The decoder must at least fill in start_date (using an audio_date_t is recommended), and then it can play the buffer : aout_BufferPlay( p_dec->p_aout, p_dec->p_aout_input, p_buffer ). In case of error, the buffer can be deleted (without being played) with aout_BufferDelete( p_dec->p_aout, p_dec->p_aout_input, p_buffer ).
When the decoder dies, or the sample format changes, the input stream must be destroyed with : aout_InputDelete( p_dec->p_aout, p_dec->p_aout_input ).
API for the output module
An output module must implement a constructor, an optional destructor, and a p_aout->output.pf_play function. The constructor is the function which will be called when the module is loaded, and returns 0 if, and only if the output device could be open. The function may perform specific allocation in p_aout->output.p_sys, provided the structure is deallocated in the destructor.
In most cases, the p_aout->output.pf_play function does nothing (the only exception is when the samples can be processed immediately, without caring about dates, as in the file output). The job is then done by the IO callback which you are supposed to provide.

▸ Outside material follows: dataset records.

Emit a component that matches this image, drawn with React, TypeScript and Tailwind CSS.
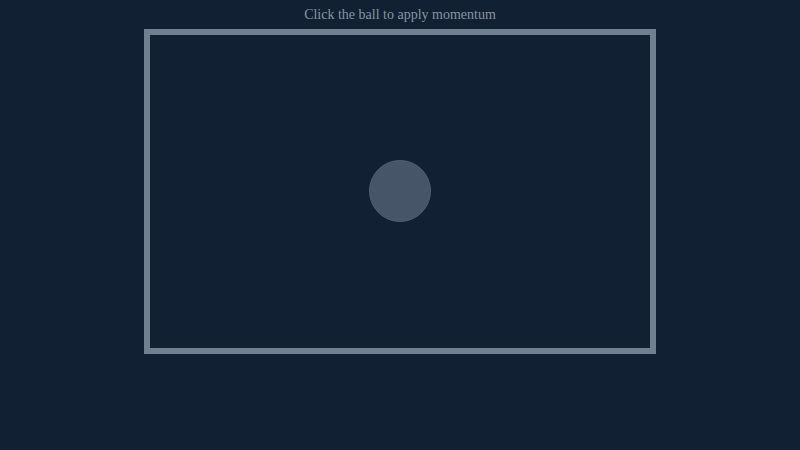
export default function App() {
  return (
    <div className="flex h-[450px] w-[800px] flex-col items-center bg-[#112032] font-['Liberation_Serif',serif]">
      <p className="mt-[6px] text-[14px] leading-[18px] text-[#8896a5]">
        Click the ball to apply momentum
      </p>
      <div className="mt-[5px] flex h-[325px] w-[512px] items-center justify-center border-[6px] border-[#708090]">
        <button
          type="button"
          aria-label="ball"
          className="mb-[1px] h-[62px] w-[62px] rounded-full border border-[#506070] bg-[#475569]"
        />
      </div>
    </div>
  );
}
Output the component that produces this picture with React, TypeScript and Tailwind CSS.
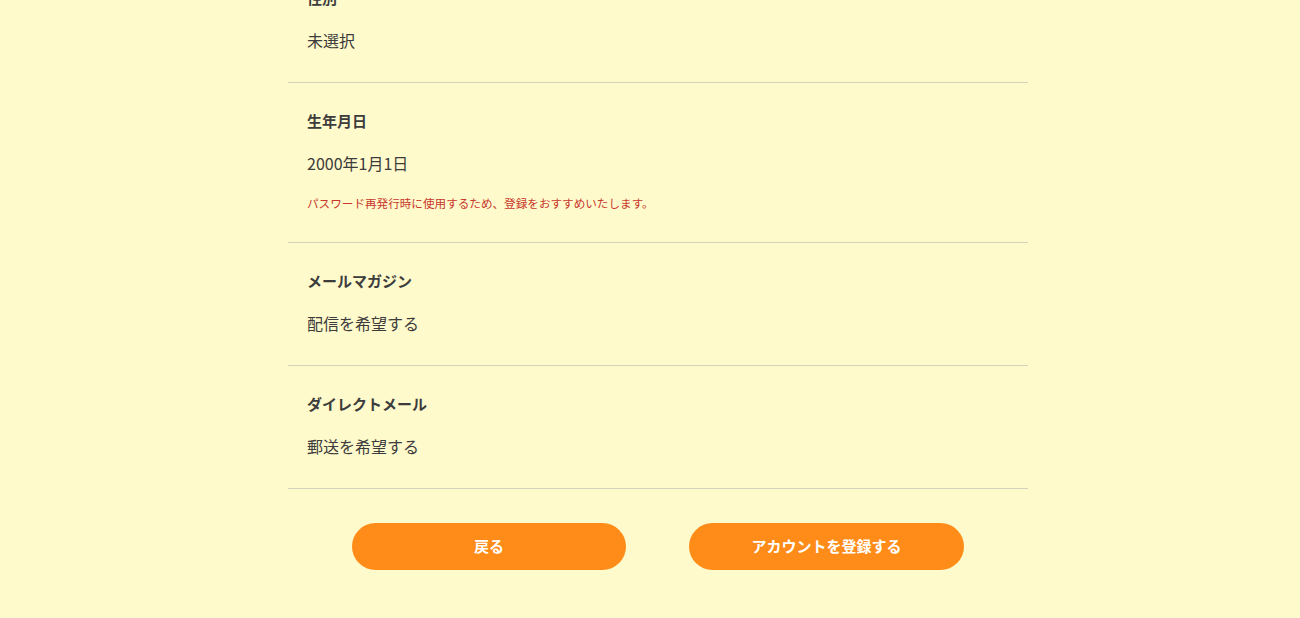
import React from 'react'

type Row = { label: string; value: string; note?: string }

const rows: Row[] = [
  { label: '性別', value: '未選択' },
  { label: '生年月日', value: '2000年1月1日', note: 'パスワード再発行時に使用するため、登録をおすすめいたします。' },
  { label: 'メールマガジン', value: '配信を希望する' },
  { label: 'ダイレクトメール', value: '郵送を希望する' },
]

function ConfirmRow({ row }: { row: Row }) {
  return (
    <div className="border-b border-[#d4d1bd] px-[19px] pt-[28px] pb-[30px]">
      <p className="text-[15px] leading-[20px] font-bold text-[#3c3c3c]">{row.label}</p>
      <p className="mt-[20px] text-[16px] leading-[24px] text-[#3c3c3c]">{row.value}</p>
      {row.note && (
        <p className="mt-[19px] text-[11.6px] leading-[18px] text-[#c8372d]">{row.note}</p>
      )}
    </div>
  )
}

export default function App() {
  return (
    <div
      className="h-[618px] overflow-hidden bg-[#fffacb] pl-[16px]"
      style={{ fontFamily: '"Noto Sans CJK JP", "Noto Sans", sans-serif' }}
    >
      <div className="mx-auto -mt-[40px] w-[740px]">
        {rows.map(r => (
          <ConfirmRow key={r.label} row={r} />
        ))}
        <div className="flex justify-center gap-[63px] pt-[34px]">
          <button
            type="button"
            className="h-[47px] w-[274px] rounded-full bg-[#ff8c19] text-[15px] font-bold text-white"
          >
            戻る
          </button>
          <button
            type="button"
            className="h-[47px] w-[275px] rounded-full bg-[#ff8c19] text-[15px] font-bold text-white"
          >
            アカウントを登録する
          </button>
        </div>
      </div>
    </div>
  )
}
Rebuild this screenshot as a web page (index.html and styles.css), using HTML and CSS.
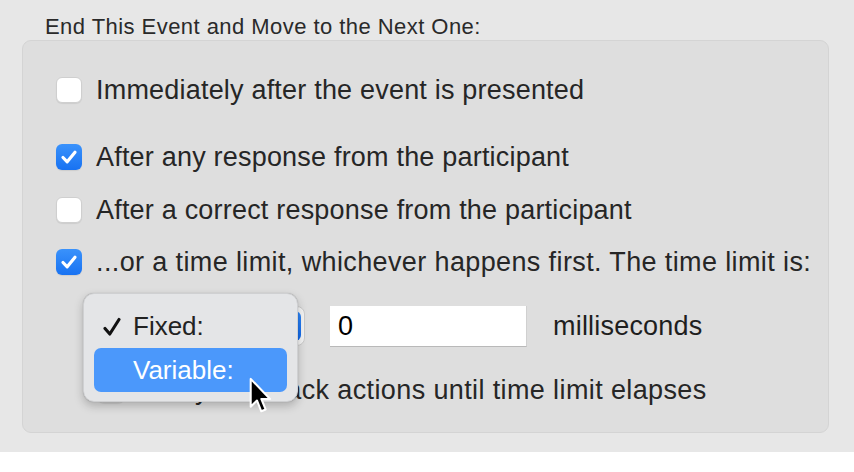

On modern sound architectures (such as Mac OS X CoreAudio or SDL), when the audio buffer starves, the operating system automatically calls a function from your application. On outdated sound architectures (such as OSS), you have to emulate this behavior. Then your constructor must spawn a new audio IO thread, which periodically calls the IO callback to transfer the data.
When it is called, the first job of the IO callback will be determine the date at which the next samples will be played. Again, on modern platforms this information is given by the operating system, whereas on others you have to deduce it from the state of the internal buffer. Then you call aout_OutputNextBuffer( p_aout, next_date, b_can_sleek ), which will return a pointer to the next buffer to write, or NULL if none was available. In the latter case, it is advised to write zeros to the DSP.
The value of the last parameter (b_can_sleek) changes the behavior of the function. When it is set to 0, aout_OutputNextBuffer() will run an internal machinery to compensate for possible drift. For instance if the PTS of the next buffer is 40 ms earlier than the date you ask, it means we are very late. So it will ask the input stage to downsample the incoming buffers, so that we can come back in sync. No specific behavior is thus expected from your module.
On the contrary, when b_can_sleek is set to 1, you tell the output layer not to take any actions to compensate a drift. You will typically use this when you've just played silence, and you can deal with buffers which are too early by inserting zeros (zeros in this case will not break the audio continuity, since you were playing nothing before). Another case of use is with S/PDIF output. S/PDIF packets cannot be resampled for obvious reasons, so you must use b_can_sleek = 1.
Once you have a buffer, you just have to transfer it to the DSP, for instance : memcpy( dsp_buffer, p_buffer->p_buffer, p_buffer->i_nb_bytes ).